PAFE-Emplois : la dynamique entrepreneuriale comme moteur sociétal
Le second pilier du financement, le PAFE-Emplois, intervient dans un contexte où le taux de chômage des jeunes, oscillant autour de 32 %, reste préoccupant malgré une reprise post-pandémique plus vigoureuse qu’attendu. En mobilisant 119 millions d’euros, la BAD entend épauler les très petites et moyennes entreprises (TPME), colonne vertébrale de l’économie nationale. Le dispositif prévoit d’améliorer l’accès au crédit, de renforcer les incubateurs publics et de stimuler un entrepreneuriat inclusif qui accorde une place centrale aux femmes. La nouvelle feuille de route marocaine pour l’emploi, adossée à ce programme, vise l’insertion professionnelle de 1,5 million de jeunes d’ici 2030. « Ces deux opérations conjuguent leurs efforts pour consolider la compétitivité de l’économie, renforcer sa résilience et créer une dynamique d’investissement », a rappelé Achraf Tarsim, responsable du Bureau pays de la BAD.
Synergies régionales et enseignements pour le continent
Au-delà de l’effet immédiat sur l’économie marocaine, l’opération éclaire les contours d’une stratégie plus large de la BAD : mutualiser les leçons tirées de ses cinquante années de présence au Maroc pour inspirer d’autres partenaires africains. Les progrès enregistrés dans la modernisation des transports, de l’agriculture ou de la protection sociale constituent autant d’études de cas transférables. Les autorités de Brazzaville, d’Abuja ou d’Addis-Abeba observent avec intérêt la capacité marocaine à associer réforme structurelle et stabilité politique. La convergence entre objectifs climatiques et impératifs de création d’emplois répond d’ailleurs aux priorités formulées lors des dernières assemblées annuelles de la BAD, où la sécurité alimentaire et la transition énergétique furent érigées en chantiers continentaux.
Perspectives et défis de mise en œuvre jusqu’en 2030
Si l’ambition est manifeste, la mise en œuvre n’en demeure pas moins exigeante. L’intégration du suivi-évaluation dans la chaîne des dépenses publiques devra être consolidée afin de garantir l’absorption complète des fonds. L’enjeu de la coordination inter-ministérielle, particulièrement entre les portefeuilles de l’Économie, de la Transition énergétique et de l’Inclusion économique, conditionnera la pérennité des réformes. Sur le volet entrepreneurial, la simplification des procédures administratives et la vulgarisation de la finance verte pourraient amplifier l’effet multiplicateur des ressources mobilisées. La BAD, forte d’un portefeuille historique avoisinant 15 milliards d’euros au Maroc, mise sur la proximité technique avec les équipes nationales pour sécuriser les jalons trimestriels. Le pari est clair : transformer cette manne financière en opportunités tangibles pour la jeunesse, tout en érigeant la résilience climatique en avantage compétitif durable.

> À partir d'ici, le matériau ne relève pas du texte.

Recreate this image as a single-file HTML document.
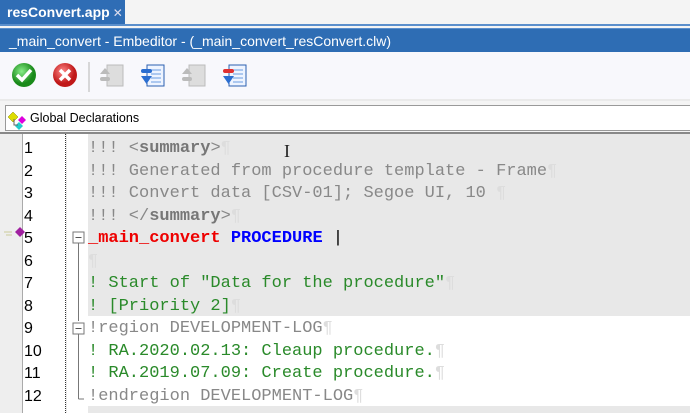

Un modèle de partenariat public-privé au service d’une croissance inclusive
Au terme de cet accord, le Maroc confirme son statut de laboratoire continental du partenariat public-privé axé sur la durabilité. Les bailleurs bilatéraux et les marchés de capitaux suivront de près la matérialisation des engagements pris, conscients que la requalification des infrastructures hydriques et le maillage entrepreneurial peuvent servir de point d’ancrage à une croissance inclusive. L’histoire récente montre que l’alliance entre gouvernance renforcée, financement vert et promotion de l’esprit d’entreprise constitue une trajectoire crédible pour atteindre les Objectifs de développement durable. En ce sens, l’initiative maroco-BAD trace un chemin qui, s’il est jalonné d’obstacles, n’en demeure pas moins porteur d’un narratif optimiste : celui d’un continent africain capable de conjuguer stabilité, innovation et souveraineté économique.